Data block |
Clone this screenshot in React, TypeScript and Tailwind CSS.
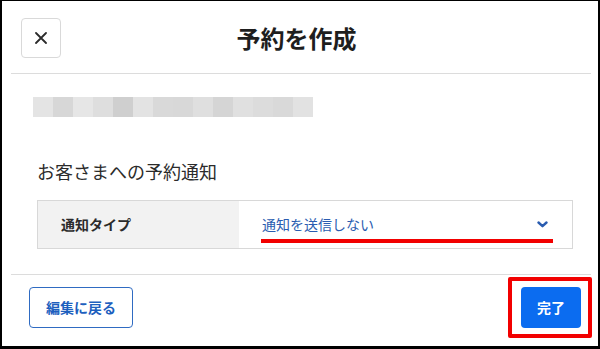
import React from 'react';

// shades of the mosaic blur that hides the customer name
const blurShades = [
  '#e4e4e4', '#d7d7d7', '#e6e6e6', '#dedede', '#cfcfcf', '#e3e3e3', '#d9d9d9',
  '#d8d8d8', '#dfdfdf', '#d5d5d5', '#e0e0e0', '#dcdcdc', '#d9d9d9', '#e2e2e2',
];

function CloseIcon() {
  return (
    <svg width="12" height="12" viewBox="0 0 12 12" fill="none">
      <path d="M1 1L11 11M11 1L1 11" stroke="#2b2b2b" strokeWidth="1.8" strokeLinecap="round" />
    </svg>
  );
}

function ChevronDown() {
  return (
    <svg width="11" height="7" viewBox="0 0 11 7" fill="none">
      <path d="M1.5 1.5L5.5 5.2L9.5 1.5" stroke="#2a5cb0" strokeWidth="2.4" strokeLinecap="round" strokeLinejoin="round" />
    </svg>
  );
}

function App() {
  return (
    <div
      className="w-[600px] h-[349px] bg-white border-t border-x-2 border-b-[3px] border-black flex flex-col"
      style={{ fontFamily: '"Noto Sans CJK JP", "Noto Sans", sans-serif' }}
    >
      {/* Header */}
      <header className="grid grid-cols-[40px_1fr_40px] items-center pl-[19px] pr-[26px] pt-[17px] pb-[15px]">
        <button className="w-10 h-10 flex items-center justify-center border border-[#d9d9d9] rounded-[4px] bg-white">
          <CloseIcon />
        </button>
        <h1 className="text-center text-[24px] leading-[32px] font-bold text-[#1e1e1e]">予約を作成</h1>
        <div />
      </header>
      <div className="h-px bg-[#dcdcdc] ml-[9px] mr-[7px]" />

      {/* Body */}
      <main className="pl-[35px] pr-[25px] pt-[23px] pb-[25px]">
        <div className="flex w-[280px] h-5 -ml-1">
          {blurShades.map((c, i) => (
            <div key={i} className="flex-1" style={{ backgroundColor: c }} />
          ))}
        </div>

        <h2 className="mt-[41px] text-[18px] leading-[26px] text-[#2b2b2b]">お客さまへの予約通知</h2>

        <div className="mt-4 flex h-[49px] border border-[#d8d8d8]">
          <div className="w-[201px] bg-[#f2f2f2] flex items-center pl-[23px] text-[14px] font-bold text-[#2b2b2b]">
            通知タイプ
          </div>
          <div className="relative flex-1 flex items-center justify-between pl-[23px] pr-[24px]">
            <span className="text-[14px] text-[#2a5cb0]">通知を送信しない</span>
            <ChevronDown />
            <div className="absolute left-[22px] top-[38px] w-[292px] h-1 bg-[#f20000]" />
          </div>
        </div>
      </main>
      <div className="h-px bg-[#dcdcdc] ml-[9px] mr-[7px]" />

      {/* Footer */}
      <footer className="flex items-center justify-between pl-[27px] pr-[17px] pt-3 pb-[18px]">
        <button className="w-[104px] h-[41px] border border-[#2f6bc2] rounded-[4px] text-[14px] font-bold text-[#1d5fbe] bg-white">
          編集に戻る
        </button>
        <div className="relative">
          <button className="w-[60px] h-[41px] rounded-[4px] bg-[#0b6cf0] text-[14px] font-bold text-white">
            完了
          </button>
          <div className="absolute -left-[13px] -right-[11px] -top-[10px] -bottom-[10px] border-4 border-[#f20000] rounded-[2px]" />
        </div>
      </footer>
    </div>
  );
}

export default App;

Exercise goal |
Without including any pictures, print all of the material exactly as given.

Result of the exercise |
Clone this screenshot in React, TypeScript and Tailwind CSS.
import React from 'react';

// shades of the mosaic blur that hides the customer name
const blurShades = [
  '#e4e4e4', '#d7d7d7', '#e6e6e6', '#dedede', '#cfcfcf', '#e3e3e3', '#d9d9d9',
  '#d8d8d8', '#dfdfdf', '#d5d5d5', '#e0e0e0', '#dcdcdc', '#d9d9d9', '#e2e2e2',
];

function CloseIcon() {
  return (
    <svg width="12" height="12" viewBox="0 0 12 12" fill="none">
      <path d="M1 1L11 11M11 1L1 11" stroke="#2b2b2b" strokeWidth="1.8" strokeLinecap="round" />
    </svg>
  );
}

function ChevronDown() {
  return (
    <svg width="11" height="7" viewBox="0 0 11 7" fill="none">
      <path d="M1.5 1.5L5.5 5.2L9.5 1.5" stroke="#2a5cb0" strokeWidth="2.4" strokeLinecap="round" strokeLinejoin="round" />
    </svg>
  );
}

function App() {
  return (
    <div
      className="w-[600px] h-[349px] bg-white border-t border-x-2 border-b-[3px] border-black flex flex-col"
      style={{ fontFamily: '"Noto Sans CJK JP", "Noto Sans", sans-serif' }}
    >
      {/* Header */}
      <header className="grid grid-cols-[40px_1fr_40px] items-center pl-[19px] pr-[26px] pt-[17px] pb-[15px]">
        <button className="w-10 h-10 flex items-center justify-center border border-[#d9d9d9] rounded-[4px] bg-white">
          <CloseIcon />
        </button>
        <h1 className="text-center text-[24px] leading-[32px] font-bold text-[#1e1e1e]">予約を作成</h1>
        <div />
      </header>
      <div className="h-px bg-[#dcdcdc] ml-[9px] mr-[7px]" />

      {/* Body */}
      <main className="pl-[35px] pr-[25px] pt-[23px] pb-[25px]">
        <div className="flex w-[280px] h-5 -ml-1">
          {blurShades.map((c, i) => (
            <div key={i} className="flex-1" style={{ backgroundColor: c }} />
          ))}
        </div>

        <h2 className="mt-[41px] text-[18px] leading-[26px] text-[#2b2b2b]">お客さまへの予約通知</h2>

        <div className="mt-4 flex h-[49px] border border-[#d8d8d8]">
          <div className="w-[201px] bg-[#f2f2f2] flex items-center pl-[23px] text-[14px] font-bold text-[#2b2b2b]">
            通知タイプ
          </div>
          <div className="relative flex-1 flex items-center justify-between pl-[23px] pr-[24px]">
            <span className="text-[14px] text-[#2a5cb0]">通知を送信しない</span>
            <ChevronDown />
            <div className="absolute left-[22px] top-[38px] w-[292px] h-1 bg-[#f20000]" />
          </div>
        </div>
      </main>
      <div className="h-px bg-[#dcdcdc] ml-[9px] mr-[7px]" />

      {/* Footer */}
      <footer className="flex items-center justify-between pl-[27px] pr-[17px] pt-3 pb-[18px]">
        <button className="w-[104px] h-[41px] border border-[#2f6bc2] rounded-[4px] text-[14px] font-bold text-[#1d5fbe] bg-white">
          編集に戻る
        </button>
        <div className="relative">
          <button className="w-[60px] h-[41px] rounded-[4px] bg-[#0b6cf0] text-[14px] font-bold text-white">
            完了
          </button>
          <div className="absolute -left-[13px] -right-[11px] -top-[10px] -bottom-[10px] border-4 border-[#f20000] rounded-[2px]" />
        </div>
      </footer>
    </div>
  );
}

export default App;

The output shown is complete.